What do you know about that nobody else does?

There’s nothing like applying principles to your own project to determine whether or not you really believe in them. Over the past few months I’ve been working with a colleague on a website which we’ve given ourselves 12 months to “get going”, and we’re at a point where we have enough content that it could be attracting interest. But as yet, that’s not happened (although there’s no reason why it should have). We’re finding ourselves ranking in Google for a miscellaneous collection of searches, including a few high positions on infrequently-made searches, and some lower positions on some big ones. There’s no real pattern yet, but we’re confident we’ll still make the breakthrough.

Now we have to focus our efforts, and instead of spending the majority of our time on the bread and butter stuff (let’s call it the equivalent of most companies’ product pages), we need to accept we’ve invested enough time in that, and devote our energies to whatever might make an impact in Google. To this end, we’ve identified two areas where we could score: pages about topics which won’t be covered elsewhere, and pages about topics which will be covered elsewhere, but haven’t been covered yet. In other words, show off what we know about uniquely, and what we know about before anyone else.

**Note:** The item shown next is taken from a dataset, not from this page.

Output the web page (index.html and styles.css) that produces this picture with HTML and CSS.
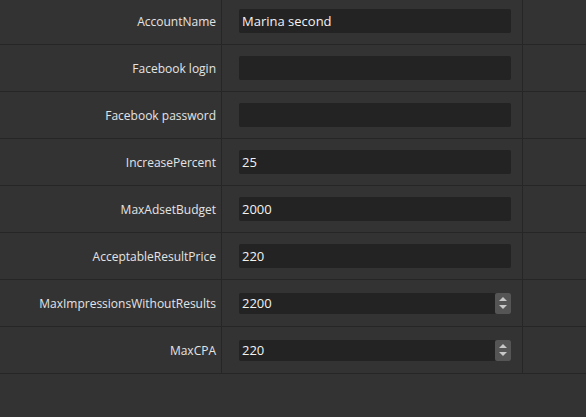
FILE: index.html
```html
<!DOCTYPE html>
<html>
<head>
  <title>Account settings</title>
  <link rel="stylesheet" href="styles.css">
</head>
<body>
  <div class="form">
    <div class="row">
      <label class="name">AccountName</label>
      <div class="field"><input class="text" value="Marina second"></div>
      <div class="rest"></div>
    </div>
    <div class="row">
      <label class="name">Facebook login</label>
      <div class="field"><input class="text" value=""></div>
      <div class="rest"></div>
    </div>
    <div class="row">
      <label class="name">Facebook password</label>
      <div class="field"><input class="text" value=""></div>
      <div class="rest"></div>
    </div>
    <div class="row">
      <label class="name">IncreasePercent</label>
      <div class="field"><input class="text" value="25"></div>
      <div class="rest"></div>
    </div>
    <div class="row">
      <label class="name">MaxAdsetBudget</label>
      <div class="field"><input class="text" value="2000"></div>
      <div class="rest"></div>
    </div>
    <div class="row">
      <label class="name">AcceptableResultPrice</label>
      <div class="field"><input class="text" value="220"></div>
      <div class="rest"></div>
    </div>
    <div class="row">
      <label class="name">MaxImpressionsWithoutResults</label>
      <div class="field">
        <div class="number"><input value="2200"><span class="spin"><i class="up"></i><i class="down"></i></span></div>
      </div>
      <div class="rest"></div>
    </div>
    <div class="row">
      <label class="name">MaxCPA</label>
      <div class="field">
        <div class="number"><input value="220"><span class="spin"><i class="up"></i><i class="down"></i></span></div>
      </div>
      <div class="rest"></div>
    </div>
  </div>
</body>
</html>
```

FILE: styles.css
```css
html, body { background: #333333; }
body { margin: 0; font-family: "Open Sans", "DejaVu Sans", sans-serif; color: #e6e6e6; }
.form { margin-top: -2px; }
.row { display: grid; grid-template-columns: 222px 301px 1fr; height: 47px; border-bottom: 1px solid #262626; box-sizing: border-box; }
.name { border-right: 1px solid #262626; display: flex; align-items: center; justify-content: flex-end; padding-right: 5px; font-size: 12px; color: #e4e4e4; }
.field { border-right: 1px solid #262626; display: flex; align-items: center; padding-left: 17px; }
input { font-family: inherit; font-size: 13px; color: #f2f2f2; background: #232323; border: none; outline: none; }
.text { width: 272px; height: 24px; padding: 0 3px; box-sizing: border-box; border-radius: 2px; }
.number { display: flex; width: 272px; height: 21px; background: #232323; border-radius: 2px; }
.number input { flex: 1; min-width: 0; height: 21px; padding: 0 3px; background: transparent; }
.spin { width: 16px; background: #555555; border-radius: 2px; display: flex; flex-direction: column; align-items: center; justify-content: center; gap: 4px; }
.spin i { width: 0; height: 0; border-left: 4px solid transparent; border-right: 4px solid transparent; }
.up { border-bottom: 4px solid #c8c8c8; }
.down { border-top: 4px solid #c8c8c8; }
```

Once we’ve got those articles in place, we should get a double benefit from the search engines: good rankings on those searches, and links from other sites because we’re the best result they can find on a topic when they need to link to something. The second benefit will help the first, which will boost the second, and we set up what those of us who studied control engineering call a positive feedback loop …for a while at least. What’s more, any links to the site will benefit the search engine rankings of all the pages on the site. You can see how it will work.

What we need to do, however – and here’s the hard bit – is to stop concentrating on the easy, day-to-day stuff, to the exclusion of all else, and get on with identifying the real opportunities. That’s hard, and it’ll be a real slog. But we think it’ll work, and it’s one of only two ways to make a site work. The other is to spend a lot of money on advertising.

What do you know about that nobody else knows about? And what do you know that nobody else has written about yet? These are your big opportunities to make your website stand out. Don’t keep conveniently ignoring them in favour of the easy stuff.